Ellsbury almost certainly has little to no value to any of the other 29 teams in baseball. If Adam Jones got only $3 million from Arizona, what team would be take on even a portion of Ellsbury’s deal? The only way a trade could be accomplished is in a swap of bad contracts. Even then, though, there would be a significant hurdle with Ellsbury’s no trade clause. Maybe he’d accept a deal to a team out west, where he’s from and currently resides. But he doesn’t have to. If another club really wants him, they can just wait until the Yankees have no choice but to cut Ellsbury.

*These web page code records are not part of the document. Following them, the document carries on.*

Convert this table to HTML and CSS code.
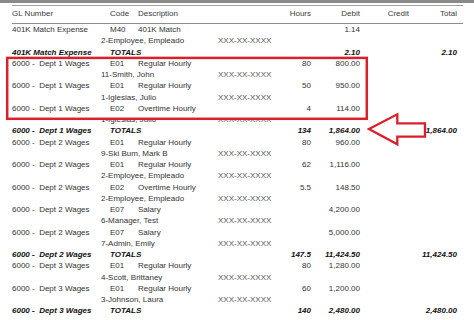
FILE: index.html
```html
<!DOCTYPE html>
<html lang="en">
<head>
    <meta charset="UTF-8">
    <meta name="viewport" content="width=device-width, initial-scale=1.0">
    <title>Payroll Journal</title>
    <link rel="stylesheet" href="styles.css">
</head>
<body>
    <div class="topbar"></div>
    <div class="report">
        <div class="row header">
            <div class="gl">GL Number</div>
            <div class="code">Code</div>
            <div class="desc">Description</div>
            <div class="hours">Hours</div>
            <div class="debit">Debit</div>
            <div class="credit">Credit</div>
            <div class="total">Total</div>
        </div>

        <div class="row">
            <div class="gl">401K Match Expense</div>
            <div class="code">M40</div>
            <div class="desc">401K Match</div>
            <div class="debit">1.14</div>
        </div>
        <div class="row">
            <div class="name">2-Employee, Empleado</div>
            <div class="ssn">XXX-XX-XXXX</div>
        </div>
        <div class="row totals">
            <div class="gl">401K Match Expense</div>
            <div class="code">TOTALS</div>
            <div class="debit">2.10</div>
            <div class="total">2.10</div>
        </div>

        <div class="row">
            <div class="gl">6000 -  Dept 1 Wages</div>
            <div class="code">E01</div>
            <div class="desc">Regular Hourly</div>
            <div class="hours">80</div>
            <div class="debit">800.00</div>
        </div>
        <div class="row">
            <div class="name">11-Smith, John</div>
            <div class="ssn">XXX-XX-XXXX</div>
        </div>
        <div class="row">
            <div class="gl">6000 -  Dept 1 Wages</div>
            <div class="code">E01</div>
            <div class="desc">Regular Hourly</div>
            <div class="hours">50</div>
            <div class="debit">950.00</div>
        </div>
        <div class="row">
            <div class="name">1-Iglesias, Julio</div>
            <div class="ssn">XXX-XX-XXXX</div>
        </div>
        <div class="row">
            <div class="gl">6000 -  Dept 1 Wages</div>
            <div class="code">E02</div>
            <div class="desc">Overtime Hourly</div>
            <div class="hours">4</div>
            <div class="debit">114.00</div>
        </div>
        <div class="row">
            <div class="name">1-Iglesias, Julio</div>
            <div class="ssn">XXX-XX-XXXX</div>
        </div>
        <div class="row totals">
            <div class="gl">6000 -  Dept 1 Wages</div>
            <div class="code">TOTALS</div>
            <div class="hours">134</div>
            <div class="debit">1,864.00</div>
            <div class="total">1,864.00</div>
        </div>

        <div class="row">
            <div class="gl">6000 -  Dept 2 Wages</div>
            <div class="code">E01</div>
            <div class="desc">Regular Hourly</div>
            <div class="hours">80</div>
            <div class="debit">960.00</div>
        </div>
        <div class="row">
            <div class="name">9-Ski Bum, Mark B</div>
            <div class="ssn">XXX-XX-XXXX</div>
        </div>
        <div class="row">
            <div class="gl">6000 -  Dept 2 Wages</div>
            <div class="code">E01</div>
            <div class="desc">Regular Hourly</div>
            <div class="hours">62</div>
            <div class="debit">1,116.00</div>
        </div>
        <div class="row">
            <div class="name">2-Employee, Empleado</div>
            <div class="ssn">XXX-XX-XXXX</div>
        </div>
        <div class="row">
            <div class="gl">6000 -  Dept 2 Wages</div>
            <div class="code">E02</div>
            <div class="desc">Overtime Hourly</div>
            <div class="hours">5.5</div>
            <div class="debit">148.50</div>
        </div>
        <div class="row">
            <div class="name">2-Employee, Empleado</div>
            <div class="ssn">XXX-XX-XXXX</div>
        </div>
        <div class="row">
            <div class="gl">6000 -  Dept 2 Wages</div>
            <div class="code">E07</div>
            <div class="desc">Salary</div>
            <div class="debit">4,200.00</div>
        </div>
        <div class="row">
            <div class="name">6-Manager, Test</div>
            <div class="ssn">XXX-XX-XXXX</div>
        </div>
        <div class="row">
            <div class="gl">6000 -  Dept 2 Wages</div>
            <div class="code">E07</div>
            <div class="desc">Salary</div>
            <div class="debit">5,000.00</div>
        </div>
        <div class="row">
            <div class="name">7-Admin, Emily</div>
            <div class="ssn">XXX-XX-XXXX</div>
        </div>
        <div class="row totals">
            <div class="gl">6000 -  Dept 2 Wages</div>
            <div class="code">TOTALS</div>
            <div class="hours">147.5</div>
            <div class="debit">11,424.50</div>
            <div class="total">11,424.50</div>
        </div>

        <div class="row">
            <div class="gl">6000 -  Dept 3 Wages</div>
            <div class="code">E01</div>
            <div class="desc">Regular Hourly</div>
            <div class="hours">80</div>
            <div class="debit">1,280.00</div>
        </div>
        <div class="row">
            <div class="name">4-Scott, Brittaney</div>
            <div class="ssn">XXX-XX-XXXX</div>
        </div>
        <div class="row">
            <div class="gl">6000 -  Dept 3 Wages</div>
            <div class="code">E01</div>
            <div class="desc">Regular Hourly</div>
            <div class="hours">60</div>
            <div class="debit">1,200.00</div>
        </div>
        <div class="row">
            <div class="name">3-Johnson, Laura</div>
            <div class="ssn">XXX-XX-XXXX</div>
        </div>
        <div class="row totals">
            <div class="gl">6000 -  Dept 3 Wages</div>
            <div class="code">TOTALS</div>
            <div class="hours">140</div>
            <div class="debit">2,480.00</div>
            <div class="total">2,480.00</div>
        </div>

        <div class="row">
            <div class="gl">Employer Paid Taxes</div>
            <div class="code">EA1</div>
            <div class="desc">Employer Paid T     5155</div>
            <div class="credit">15.11</div>
        </div>
    </div>

    <svg class="marks" width="474" height="320" viewBox="0 0 474 320">
        <rect x="7" y="114.5" width="360" height="3.5" fill="#ffffff"/>
        <rect x="7.2" y="57.9" width="359.6" height="60.9" fill="none" stroke="#d9212c" stroke-width="2.5"/>
        <polygon points="369,129 397.3,114.3 397.3,123.3 425,123.3 425,136.7 397.3,136.7 397.3,144.3"
                 fill="none" stroke="#d9212c" stroke-width="2.3" stroke-linejoin="miter"/>
    </svg>
</body>
</html>
```

FILE: styles.css
```css
html, body {
    height: 320px;
    overflow: hidden;
}

body {
    margin: 0;
    padding: 0;
    position: relative;
    background: #ffffff;
    font-family: "Liberation Sans", Arial, sans-serif;
    font-size: 8px;
    color: #333333;
}

.topbar {
    height: 3px;
    background: #8a8a8a;
}

.report {
    margin: 2px 11px 0 12px;
    border-top: 1px solid #a0a0a0;
}

.row {
    display: grid;
    grid-template-columns: 89px 9px 28px 80px 54px 39px 49px 49px 48px;
    height: 11.25px;
    line-height: 11.25px;
    white-space: pre;
}

.header {
    height: 11px;
    line-height: 11px;
    padding: 2px 0 4px;
    border-bottom: 1px solid #8c8c8c;
    color: #3a3a3a;
}

.gl {
    grid-column: 1 / 3;
}

.name {
    grid-column: 2 / 5;
}

.code {
    grid-column: 3;
}

.desc {
    grid-column: 4 / 6;
}

.ssn {
    grid-column: 5;
    color: #555555;
}

.hours, .debit, .credit, .total {
    text-align: right;
}

.hours {
    grid-column: 6;
}

.debit {
    grid-column: 7;
}

.credit {
    grid-column: 8;
}

.total {
    grid-column: 9;
}

.totals {
    font-weight: bold;
    font-style: italic;
    color: #111111;
}

.marks {
    position: absolute;
    top: 0;
    left: 0;
    pointer-events: none;
}
```
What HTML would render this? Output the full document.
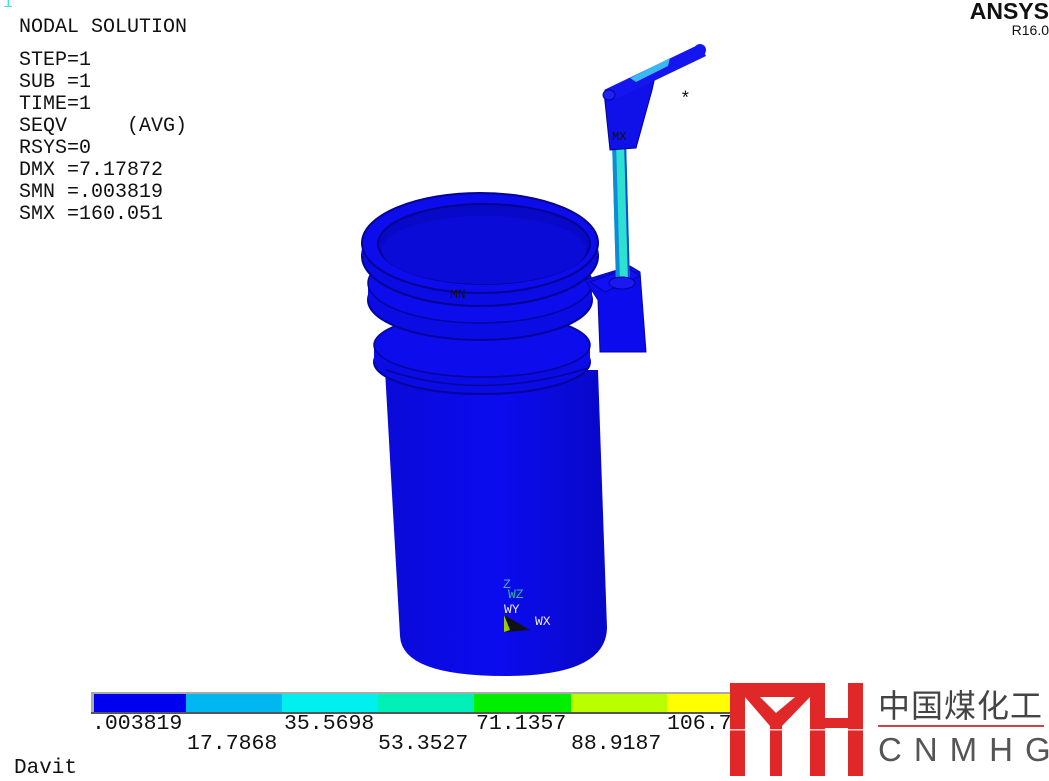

This all leads down one path: releasing him. It’s the best option for all parties involved. There’s no need to be stubborn by keeping him on the bench. He deserves a chance to play somewhere else if the Yankees don’t want him. I don’t think it makes much sense to obtain another hefty contract in exchange for Ellsbury, especially if it’s going to be a stretch to roster said acquisition.
The Yankees have undoubtedly been happy to claw back some of Ellsbury’s contract via insurance, but that gravy train appears to be ending. Sure, Ellsbury could have some sort of setback, but the team can’t count on it. If and when he’s ready to go, whether that be some time in late April or later this season, it’ll be time to cut him loose. There’s no need to try to make this marriage work.